Japan
Japanese horror has at least three major spines, and the best part is that they do not behave like one tradition pretending to be uniform. There is the older folkloric line, full of ghosts, punishment, and severe moral landscapes. There is the modern J-horror wave, where curses travel through apartments, videotapes, and electrical hum. Then there is the body-and-metal branch that makes the city itself feel mutagenic.
Onibaba and Kuroneko anchor the older tradition with black-and-white severity and supernatural dread tied to hunger, war, and desire. Ringu becomes the international hinge because it fuses folklore with media contamination so efficiently that it rewrites late-1990s horror worldwide. Audition bends the national tradition toward intimate cruelty, while Tetsuo: The Iron Man proves Japanese horror can also be industrial, cyberpunk, and psychotically bodily.
The major directors do not overlap neatly. Hideo Nakata specializes in quiet spread and curse logic. Kiyoshi Kurosawa turns emptiness into a haunting method. Shinya Tsukamoto gives the country's horror its harshest metallic nervous system. Japanese horror matters because it refuses reduction. It can be folkloric, technological, intimate, cosmic, or grotesque, and it still feels unmistakably Japanese in the way dread lingers after the image is gone.
Country pages also help resist the usual funnel of horror history, where a handful of dominant industries absorb all discussion and every other cinema becomes a footnote. Reading a smaller or less exported corpus on its own terms can correct that imbalance. It can show how local censorship shaped what could be shown, how funding models pushed horror toward television, prestige, or underground practice, and how regional markets rewarded some fear-images over others. That perspective is especially valuable when the database is still growing, because it keeps the page open to future discoveries rather than freezing it around a small imported canon.

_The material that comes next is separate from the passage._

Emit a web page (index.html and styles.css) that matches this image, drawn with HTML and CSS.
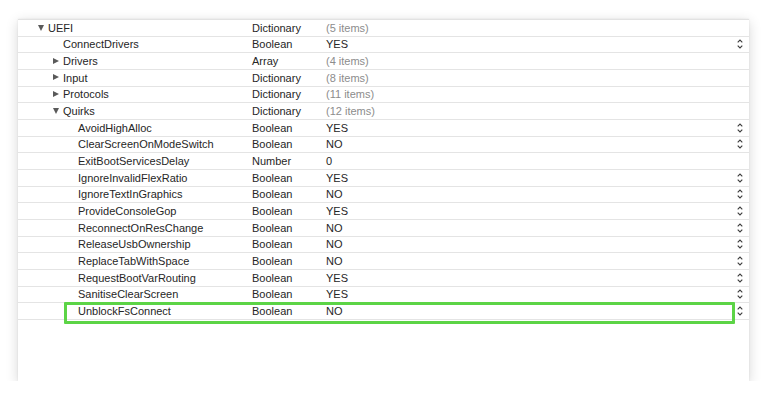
FILE: index.html
```html
<!DOCTYPE html>
<html>
<head>
<meta charset="utf-8">
<link rel="stylesheet" href="styles.css">
</head>
<body>
<div class="window">
  <div class="row"><div class="key l0"><span class="tri down"></span>UEFI</div><div class="type">Dictionary</div><div class="val dim">(5 items)</div></div>
  <div class="row"><div class="key l1"><span class="tri none"></span>ConnectDrivers</div><div class="type">Boolean</div><div class="val">YES</div><svg class="step" viewBox="0 0 6 10"><path d="M0.7 3.3L3 1L5.3 3.3M0.7 6.7L3 9L5.3 6.7"/></svg></div>
  <div class="row"><div class="key l1"><span class="tri right"></span>Drivers</div><div class="type">Array</div><div class="val dim">(4 items)</div></div>
  <div class="row"><div class="key l1"><span class="tri right"></span>Input</div><div class="type">Dictionary</div><div class="val dim">(8 items)</div></div>
  <div class="row"><div class="key l1"><span class="tri right"></span>Protocols</div><div class="type">Dictionary</div><div class="val dim">(11 items)</div></div>
  <div class="row"><div class="key l1"><span class="tri down"></span>Quirks</div><div class="type">Dictionary</div><div class="val dim">(12 items)</div></div>
  <div class="row"><div class="key l2">AvoidHighAlloc</div><div class="type">Boolean</div><div class="val">YES</div><svg class="step" viewBox="0 0 6 10"><path d="M0.7 3.3L3 1L5.3 3.3M0.7 6.7L3 9L5.3 6.7"/></svg></div>
  <div class="row"><div class="key l2">ClearScreenOnModeSwitch</div><div class="type">Boolean</div><div class="val">NO</div><svg class="step" viewBox="0 0 6 10"><path d="M0.7 3.3L3 1L5.3 3.3M0.7 6.7L3 9L5.3 6.7"/></svg></div>
  <div class="row"><div class="key l2">ExitBootServicesDelay</div><div class="type">Number</div><div class="val">0</div></div>
  <div class="row"><div class="key l2">IgnoreInvalidFlexRatio</div><div class="type">Boolean</div><div class="val">YES</div><svg class="step" viewBox="0 0 6 10"><path d="M0.7 3.3L3 1L5.3 3.3M0.7 6.7L3 9L5.3 6.7"/></svg></div>
  <div class="row"><div class="key l2">IgnoreTextInGraphics</div><div class="type">Boolean</div><div class="val">NO</div><svg class="step" viewBox="0 0 6 10"><path d="M0.7 3.3L3 1L5.3 3.3M0.7 6.7L3 9L5.3 6.7"/></svg></div>
  <div class="row"><div class="key l2">ProvideConsoleGop</div><div class="type">Boolean</div><div class="val">YES</div><svg class="step" viewBox="0 0 6 10"><path d="M0.7 3.3L3 1L5.3 3.3M0.7 6.7L3 9L5.3 6.7"/></svg></div>
  <div class="row"><div class="key l2">ReconnectOnResChange</div><div class="type">Boolean</div><div class="val">NO</div><svg class="step" viewBox="0 0 6 10"><path d="M0.7 3.3L3 1L5.3 3.3M0.7 6.7L3 9L5.3 6.7"/></svg></div>
  <div class="row"><div class="key l2">ReleaseUsbOwnership</div><div class="type">Boolean</div><div class="val">NO</div><svg class="step" viewBox="0 0 6 10"><path d="M0.7 3.3L3 1L5.3 3.3M0.7 6.7L3 9L5.3 6.7"/></svg></div>
  <div class="row"><div class="key l2">ReplaceTabWithSpace</div><div class="type">Boolean</div><div class="val">NO</div><svg class="step" viewBox="0 0 6 10"><path d="M0.7 3.3L3 1L5.3 3.3M0.7 6.7L3 9L5.3 6.7"/></svg></div>
  <div class="row"><div class="key l2">RequestBootVarRouting</div><div class="type">Boolean</div><div class="val">YES</div><svg class="step" viewBox="0 0 6 10"><path d="M0.7 3.3L3 1L5.3 3.3M0.7 6.7L3 9L5.3 6.7"/></svg></div>
  <div class="row"><div class="key l2">SanitiseClearScreen</div><div class="type">Boolean</div><div class="val">YES</div><svg class="step" viewBox="0 0 6 10"><path d="M0.7 3.3L3 1L5.3 3.3M0.7 6.7L3 9L5.3 6.7"/></svg></div>
  <div class="row highlight"><div class="key l2">UnblockFsConnect</div><div class="type">Boolean</div><div class="val">NO</div><svg class="step" viewBox="0 0 6 10"><path d="M0.7 3.3L3 1L5.3 3.3M0.7 6.7L3 9L5.3 6.7"/></svg><div class="mark"></div></div>
</div>
</body>
</html>
```
FILE: styles.css
```css
html, body {
  margin: 0;
  padding: 0;
  background: #ffffff;
}
body {
  padding: 19px 0 0 18px;
  font-family: "Liberation Sans", Arial, sans-serif;
  font-size: 11px;
  color: #262626;
}
.window {
  width: 731px;
  height: 362px;
  box-sizing: border-box;
  background: #ffffff;
  border-top: 1px solid #e2e2e2;
  box-shadow: 0 3px 12px rgba(0, 0, 0, 0.16), 0 0 2px rgba(0, 0, 0, 0.08);
}
.row {
  position: relative;
  display: flex;
  align-items: center;
  height: 16.67px;
  box-sizing: border-box;
  border-bottom: 1px solid #e4e4e4;
  white-space: nowrap;
}
.key {
  flex: none;
  width: 234px;
  box-sizing: border-box;
  display: flex;
  align-items: center;
}
.l0 { padding-left: 20px; }
.l1 { padding-left: 35px; }
.l2 { padding-left: 60px; }
.tri {
  width: 10px;
  height: 6px;
  flex: none;
  position: relative;
}
.tri.down::before {
  content: "";
  position: absolute;
  left: 0;
  top: 0;
  border-left: 3.5px solid transparent;
  border-right: 3.5px solid transparent;
  border-top: 6px solid #5a5a5a;
}
.tri.right::before {
  content: "";
  position: absolute;
  left: 0;
  top: -0.5px;
  border-top: 3.5px solid transparent;
  border-bottom: 3.5px solid transparent;
  border-left: 6px solid #5a5a5a;
}
.type {
  flex: none;
  width: 74px;
}
.val {
  flex: 1;
}
.dim {
  color: #8c8c8c;
}
.step {
  flex: none;
  width: 6px;
  height: 10px;
  margin-right: 6px;
  fill: none;
  stroke: #3c3c3c;
  stroke-width: 1.1;
}
.mark {
  position: absolute;
  left: 46px;
  top: -1px;
  width: 671px;
  height: 22px;
  box-sizing: border-box;
  border: 3px solid #5cd446;
  border-radius: 1px;
}
```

There is also a simple viewing benefit. If you arrive through a favorite subgenre, a country page can redirect your attention toward contexts you might otherwise miss. A viewer interested in supernatural narratives may discover that the films tied to a given country are less about ritual than about social breakdown; someone drawn to slashers may find almost none, yet uncover a stronger tradition of psychological horror or political nightmare. That friction is productive. It turns national browsing into criticism, not just filing, and it is one of the reasons these pages are central to how CaSTV frames horror as a living, uneven world system.
The result is a better kind of browsing: one that treats national context as an interpretive tool, not a decorative flag attached after the fact.